**STATED EXERCISE**
Reply with one number: the count of lines in the records below that hold "React".

[Interface markup and scripts]
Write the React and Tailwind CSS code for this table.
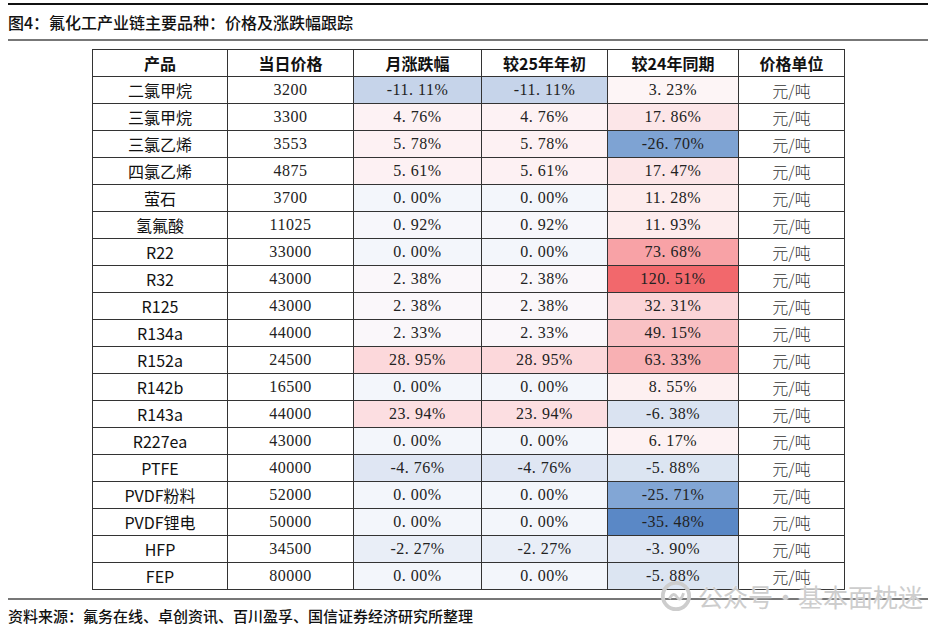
import React from "react"

const rows = [
  ["二氯甲烷", "3200", "-11.11%", "bg-[#c6d4ea]", "3.23%", "bg-[#fdf5f6]"],
  ["三氯甲烷", "3300", "4.76%", "bg-[#fdf2f4]", "17.86%", "bg-[#fce6e8]"],
  ["三氯乙烯", "3553", "5.78%", "bg-[#fdf1f3]", "-26.70%", "bg-[#7ea3d3]"],
  ["四氯乙烯", "4875", "5.61%", "bg-[#fdf1f3]", "17.47%", "bg-[#fce6e8]"],
  ["萤石", "3700", "0.00%", "bg-[#f3f6fb]", "11.28%", "bg-[#fdeced]"],
  ["氢氟酸", "11025", "0.92%", "bg-[#f7f7fb]", "11.93%", "bg-[#fdeced]"],
  ["R22", "33000", "0.00%", "bg-[#f3f6fb]", "73.68%", "bg-[#f8a2a6]"],
  ["R32", "43000", "2.38%", "bg-[#faf7fa]", "120.51%", "bg-[#f2686c]"],
  ["R125", "43000", "2.38%", "bg-[#faf7fa]", "32.31%", "bg-[#fbd5d8]"],
  ["R134a", "44000", "2.33%", "bg-[#faf7fa]", "49.15%", "bg-[#f9c1c4]"],
  ["R152a", "24500", "28.95%", "bg-[#fcd8db]", "63.33%", "bg-[#f8b0b3]"],
  ["R142b", "16500", "0.00%", "bg-[#f3f6fb]", "8.55%", "bg-[#fdf0f1]"],
  ["R143a", "44000", "23.94%", "bg-[#fcdee1]", "-6.38%", "bg-[#dae3f1]"],
  ["R227ea", "43000", "0.00%", "bg-[#f3f6fb]", "6.17%", "bg-[#fdf2f3]"],
  ["PTFE", "40000", "-4.76%", "bg-[#dfe6f3]", "-5.88%", "bg-[#dce5f2]"],
  ["PVDF粉料", "52000", "0.00%", "bg-[#f3f6fb]", "-25.71%", "bg-[#82a6d5]"],
  ["PVDF锂电", "50000", "0.00%", "bg-[#f3f6fb]", "-35.48%", "bg-[#5a88c6]"],
  ["HFP", "34500", "-2.27%", "bg-[#e9eef7]", "-3.90%", "bg-[#e3e9f4]"],
  ["FEP", "80000", "0.00%", "bg-[#f3f6fb]", "-5.88%", "bg-[#dce5f2]"],
]

const serif = "font-['Liberation_Serif',serif] text-[16px] text-[#222] tracking-[0.5px]"
const sans = "font-['Noto_Sans_CJK_SC','Noto_Sans',sans-serif]"

const Num = ({ v }) => {
  const [a, b] = v.split(".")
  if (b === undefined) return <span>{v}</span>
  return (
    <span>
      {a}
      <span className="inline-block w-[9px] text-left">.</span>
      {b}
    </span>
  )
}

const cell = "border border-[#333] text-center p-0 h-[27px]"

export default function App() {
  return (
    <div className={`relative w-[936px] h-[630px] bg-white overflow-hidden ${sans}`}>
      <div className="px-[8px] pt-[3px]">
        <div className="h-[2px] bg-[#111]" />
        <div className="h-[34px] flex items-center text-[16px] font-medium text-[#111] leading-none">
          图4：氟化工产业链主要品种：价格及涨跌幅跟踪
        </div>
        <div className="h-[2px] bg-[#777]" />

        <div className="pl-[84px] pt-[8px]">
          <table className="table-fixed border-collapse w-[752px] border border-[#111]">
            <colgroup>
              <col className="w-[135px]" />
              <col className="w-[126px]" />
              <col className="w-[128px]" />
              <col className="w-[126px]" />
              <col className="w-[131px]" />
              <col className="w-[106px]" />
            </colgroup>
            <thead>
              <tr className="text-[16px] font-bold text-[#111]">
                <th className={cell}>产品</th>
                <th className={cell}>当日价格</th>
                <th className={cell}>月涨跌幅</th>
                <th className={cell}>较25年年初</th>
                <th className={cell}>较24年同期</th>
                <th className={cell}>价格单位</th>
              </tr>
            </thead>
            <tbody>
              {rows.map((r) => (
                <tr key={r[0]}>
                  <td className={`${cell} text-[16px] text-[#111]`}>{r[0]}</td>
                  <td className={`${cell} ${serif}`}><Num v={r[1]} /></td>
                  <td className={`${cell} ${serif} ${r[3]}`}><Num v={r[2]} /></td>
                  <td className={`${cell} ${serif} ${r[3]}`}><Num v={r[2]} /></td>
                  <td className={`${cell} ${serif} ${r[5]}`}><Num v={r[4]} /></td>
                  <td className={`${cell} text-[16px] text-[#333] font-light`}>元/吨</td>
                </tr>
              ))}
            </tbody>
          </table>
        </div>

        <div className="mt-[8px] h-[2px] bg-[#777]" />
        <div className="h-[30px] flex items-center text-[15px] font-medium text-[#111] leading-none">
          资料来源：氟务在线、卓创资讯、百川盈孚、国信证券经济研究所整理
        </div>
      </div>

      <div className="absolute left-[660px] top-[580px] flex items-center gap-[6px] text-[#cdcdcd] whitespace-nowrap">
        <svg width="32" height="32" viewBox="0 0 34 34">
          <circle cx="17" cy="17" r="14" fill="none" stroke="#cdcdcd" strokeWidth="4" />
          <path d="M10 20 q4 -8 8 -2 q4 6 7 -4" fill="none" stroke="#cdcdcd" strokeWidth="3" />
        </svg>
        <span className="text-[25px] leading-none [text-shadow:0_0_2px_#fff]">公众号·基本面枕迷</span>
      </div>
    </div>
  )
}
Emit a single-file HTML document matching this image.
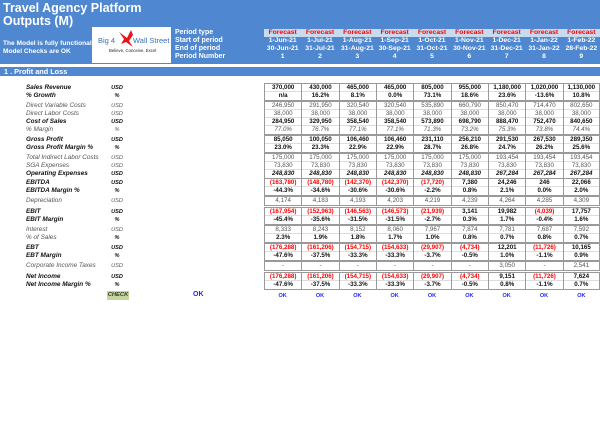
<!DOCTYPE html>
<html><head><meta charset="utf-8"><style>
*{margin:0;padding:0;box-sizing:border-box}
body{width:600px;height:425px;background:#fff;position:relative;overflow:hidden;font-family:"Liberation Sans",Arial,sans-serif}
.hdr{position:absolute;left:0;top:0;width:600px;height:64px;background:#4f87d0}
.t{position:absolute;left:3px;color:#fff;font-weight:bold;font-size:12.5px;line-height:14px}
.w{position:absolute;color:#fff;font-weight:bold;font-size:7px;line-height:8px;white-space:nowrap}
.logo{position:absolute;left:92px;top:27px;width:79px;height:36px;background:#fff}
.fc{position:absolute;left:264px;top:29px;width:336px;height:8px;background:#c9d9ee}
.pr{position:absolute;left:264px;width:336px;height:8px;display:grid;grid-template-columns:repeat(9,1fr);font-size:6.8px;font-weight:bold;color:#fff;text-align:center;line-height:8px;overflow:hidden}
.sec{position:absolute;left:0;top:67px;width:600px;height:9px;background:#4f87d0;color:#fff;font-weight:bold;font-size:7.3px;line-height:9px;padding-left:4px}
.lb{position:absolute;left:26px;font-size:6.4px;line-height:8px;font-style:italic;color:#555}
.u{position:absolute;left:106px;width:22px;text-align:center;font-size:5.6px;line-height:8px;font-style:italic;color:#555}
.b{font-weight:bold;color:#111}
.g{position:absolute;left:264px;width:336px;border-top:1px solid #999;border-bottom:1px solid #999}
.r{display:grid;grid-template-columns:repeat(9,1fr);height:7.9px;line-height:7.9px;font-size:6.2px;text-align:center;color:#555;border-bottom:1px solid #ddd}
.r:last-child{border-bottom:none}
.r span{border-left:1px solid #999}
.r span:last-child{border-right:1px solid #999}
.r.b{color:#111}
.r.i{font-style:italic}
.red{color:#f00}
</style></head><body>
<div class="hdr"></div>
<div class="t" style="top:1px">Travel Agency Platform</div>
<div class="t" style="top:14px">Outputs (M)</div>
<div class="logo">
<div style="position:absolute;left:6px;top:9px;font-size:7.5px;color:#3a6fc0">Big 4</div>
<div style="position:absolute;left:41px;top:9px;font-size:7.5px;color:#3a6fc0">Wall Street</div>
<svg style="position:absolute;left:25px;top:2px" width="20" height="20" viewBox="0 0 20 20"><path d="M2 3 L10 9 L14 1 L16 6 L12 12 L16 18 L9 13 L4 15 L7 10 Z" fill="#e8141a"/></svg>
<div style="position:absolute;left:17px;top:21px;font-size:4.3px;color:#222">Believe, Conceive, Excel</div>
</div>
<div class="w" style="left:3px;top:40px;font-size:6.6px">The Model is fully functional</div>
<div class="w" style="left:3px;top:48px;font-size:6.6px">Model Checks are OK</div>
<div class="w" style="left:175px;top:29px">Period type</div>
<div class="w" style="left:175px;top:37px">Start of period</div>
<div class="w" style="left:175px;top:45px">End of period</div>
<div class="w" style="left:175px;top:53px">Period Number</div>
<div class="fc"></div>
<div class="pr" style="top:29px;color:#f00"><span>Forecast</span><span>Forecast</span><span>Forecast</span><span>Forecast</span><span>Forecast</span><span>Forecast</span><span>Forecast</span><span>Forecast</span><span>Forecast</span></div>
<div class="pr" style="top:37px"><span>1-Jun-21</span><span>1-Jul-21</span><span>1-Aug-21</span><span>1-Sep-21</span><span>1-Oct-21</span><span>1-Nov-21</span><span>1-Dec-21</span><span>1-Jan-22</span><span>1-Feb-22</span></div>
<div class="pr" style="top:45px"><span>30-Jun-21</span><span>31-Jul-21</span><span>31-Aug-21</span><span>30-Sep-21</span><span>31-Oct-21</span><span>30-Nov-21</span><span>31-Dec-21</span><span>31-Jan-22</span><span>28-Feb-22</span></div>
<div class="pr" style="top:53px"><span>1</span><span>2</span><span>3</span><span>4</span><span>5</span><span>6</span><span>7</span><span>8</span><span>9</span></div>
<div class="sec">1 . Profit and Loss</div>

<div class="lb b" style="top:84px">Sales Revenue</div><div class="u b" style="top:84px">USD</div>
<div class="lb b" style="top:92px">% Growth</div><div class="u b" style="top:92px">%</div>
<div class="lb" style="top:102px">Direct Variable Costs</div><div class="u" style="top:102px">USD</div>
<div class="lb" style="top:110px">Direct Labor Costs</div><div class="u" style="top:110px">USD</div>
<div class="lb b" style="top:118px">Cost of Sales</div><div class="u b" style="top:118px">USD</div>
<div class="lb" style="top:126px">% Margin</div><div class="u" style="top:126px">%</div>
<div class="lb b" style="top:136px">Gross Profit</div><div class="u b" style="top:136px">USD</div>
<div class="lb b" style="top:144px">Gross Profit Margin %</div><div class="u b" style="top:144px">%</div>
<div class="lb" style="top:154px">Total Indirect Labor Costs</div><div class="u" style="top:154px">USD</div>
<div class="lb" style="top:162px">SGA Expenses</div><div class="u" style="top:162px">USD</div>
<div class="lb b" style="top:170px">Operating Expenses</div><div class="u b" style="top:170px">USD</div>
<div class="lb b" style="top:179px">EBITDA</div><div class="u b" style="top:179px">USD</div>
<div class="lb b" style="top:187px">EBITDA Margin %</div><div class="u b" style="top:187px">%</div>
<div class="lb" style="top:197px">Depreciation</div><div class="u" style="top:197px">USD</div>
<div class="lb b" style="top:208px">EBIT</div><div class="u b" style="top:208px">USD</div>
<div class="lb b" style="top:216px">EBIT Margin</div><div class="u b" style="top:216px">%</div>
<div class="lb" style="top:226px">Interest</div><div class="u" style="top:226px">USD</div>
<div class="lb" style="top:234px">% of Sales</div><div class="u b" style="top:234px">%</div>
<div class="lb b" style="top:244px">EBT</div><div class="u b" style="top:244px">USD</div>
<div class="lb b" style="top:252px">EBT Margin</div><div class="u b" style="top:252px">%</div>
<div class="lb" style="top:262px">Corporate Income Taxes</div><div class="u" style="top:262px">USD</div>
<div class="lb b" style="top:273px">Net Income</div><div class="u b" style="top:273px">USD</div>
<div class="lb b" style="top:281px">Net Income Margin %</div><div class="u b" style="top:281px">%</div>

<div class="g" style="top:83px">
<div class="r b"><span>370,000</span><span>430,000</span><span>465,000</span><span>465,000</span><span>805,000</span><span>955,000</span><span>1,180,000</span><span>1,020,000</span><span>1,130,000</span></div>
<div class="r b"><span>n/a</span><span>16.2%</span><span>8.1%</span><span>0.0%</span><span>73.1%</span><span>18.6%</span><span>23.6%</span><span>-13.6%</span><span>10.8%</span></div>
</div>
<div class="g" style="top:101px">
<div class="r"><span>246,950</span><span>291,950</span><span>320,540</span><span>320,540</span><span>535,890</span><span>660,790</span><span>850,470</span><span>714,470</span><span>802,650</span></div>
<div class="r"><span>38,000</span><span>38,000</span><span>38,000</span><span>38,000</span><span>38,000</span><span>38,000</span><span>38,000</span><span>38,000</span><span>38,000</span></div>
<div class="r b"><span>284,950</span><span>329,950</span><span>358,540</span><span>358,540</span><span>573,890</span><span>698,790</span><span>888,470</span><span>752,470</span><span>840,650</span></div>
<div class="r i"><span>77.0%</span><span>76.7%</span><span>77.1%</span><span>77.1%</span><span>71.3%</span><span>73.2%</span><span>75.3%</span><span>73.8%</span><span>74.4%</span></div>
</div>
<div class="g" style="top:135px">
<div class="r b"><span>85,050</span><span>100,050</span><span>106,460</span><span>106,460</span><span>231,110</span><span>256,210</span><span>291,530</span><span>267,530</span><span>289,350</span></div>
<div class="r b"><span>23.0%</span><span>23.3%</span><span>22.9%</span><span>22.9%</span><span>28.7%</span><span>26.8%</span><span>24.7%</span><span>26.2%</span><span>25.6%</span></div>
</div>
<div class="g" style="top:153px">
<div class="r"><span>175,000</span><span>175,000</span><span>175,000</span><span>175,000</span><span>175,000</span><span>175,000</span><span>193,454</span><span>193,454</span><span>193,454</span></div>
<div class="r"><span>73,830</span><span>73,830</span><span>73,830</span><span>73,830</span><span>73,830</span><span>73,830</span><span>73,830</span><span>73,830</span><span>73,830</span></div>
<div class="r b i"><span>248,830</span><span>248,830</span><span>248,830</span><span>248,830</span><span>248,830</span><span>248,830</span><span>267,284</span><span>267,284</span><span>267,284</span></div>
</div>
<div class="g" style="top:178px">
<div class="r b"><span class="red">(163,780)</span><span class="red">(148,780)</span><span class="red">(142,370)</span><span class="red">(142,370)</span><span class="red">(17,720)</span><span>7,380</span><span>24,246</span><span>246</span><span>22,066</span></div>
<div class="r b"><span>-44.3%</span><span>-34.6%</span><span>-30.6%</span><span>-30.6%</span><span>-2.2%</span><span>0.8%</span><span>2.1%</span><span>0.0%</span><span>2.0%</span></div>
</div>
<div class="g" style="top:196px">
<div class="r"><span>4,174</span><span>4,183</span><span>4,193</span><span>4,203</span><span>4,219</span><span>4,239</span><span>4,264</span><span>4,285</span><span>4,309</span></div>
</div>
<div class="g" style="top:207px">
<div class="r b"><span class="red">(167,954)</span><span class="red">(152,963)</span><span class="red">(146,563)</span><span class="red">(146,573)</span><span class="red">(21,939)</span><span>3,141</span><span>19,982</span><span class="red">(4,039)</span><span>17,757</span></div>
<div class="r b"><span>-45.4%</span><span>-35.6%</span><span>-31.5%</span><span>-31.5%</span><span>-2.7%</span><span>0.3%</span><span>1.7%</span><span>-0.4%</span><span>1.6%</span></div>
</div>
<div class="g" style="top:225px">
<div class="r"><span>8,333</span><span>8,243</span><span>8,152</span><span>8,060</span><span>7,967</span><span>7,874</span><span>7,781</span><span>7,687</span><span>7,592</span></div>
<div class="r b"><span>2.3%</span><span>1.9%</span><span>1.8%</span><span>1.7%</span><span>1.0%</span><span>0.8%</span><span>0.7%</span><span>0.8%</span><span>0.7%</span></div>
</div>
<div class="g" style="top:243px">
<div class="r b"><span class="red">(176,288)</span><span class="red">(161,206)</span><span class="red">(154,715)</span><span class="red">(154,633)</span><span class="red">(29,907)</span><span class="red">(4,734)</span><span>12,201</span><span class="red">(11,726)</span><span>10,165</span></div>
<div class="r b"><span>-47.6%</span><span>-37.5%</span><span>-33.3%</span><span>-33.3%</span><span>-3.7%</span><span>-0.5%</span><span>1.0%</span><span>-1.1%</span><span>0.9%</span></div>
</div>
<div class="g" style="top:261px">
<div class="r"><span>-</span><span>-</span><span>-</span><span>-</span><span>-</span><span>-</span><span>3,050</span><span>-</span><span>2,541</span></div>
</div>
<div class="g" style="top:272px">
<div class="r b"><span class="red">(176,288)</span><span class="red">(161,206)</span><span class="red">(154,715)</span><span class="red">(154,633)</span><span class="red">(29,907)</span><span class="red">(4,734)</span><span>9,151</span><span class="red">(11,726)</span><span>7,624</span></div>
<div class="r b"><span>-47.6%</span><span>-37.5%</span><span>-33.3%</span><span>-33.3%</span><span>-3.7%</span><span>-0.5%</span><span>0.8%</span><span>-1.1%</span><span>0.7%</span></div>
</div>

<div style="position:absolute;left:107px;top:291px;width:22px;height:9px;background:#c4d79b;font-size:5.8px;font-weight:bold;font-style:italic;color:#333;text-align:center;line-height:9px">CHECK</div>
<div style="position:absolute;left:193px;top:291px;color:#22f;font-weight:bold;font-size:7px">OK</div>
<div class="pr" style="top:292px;color:#22f;font-size:5.5px"><span>OK</span><span>OK</span><span>OK</span><span>OK</span><span>OK</span><span>OK</span><span>OK</span><span>OK</span><span>OK</span></div>
</body></html>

**SOLUTION TO THIS EXERCISE**
2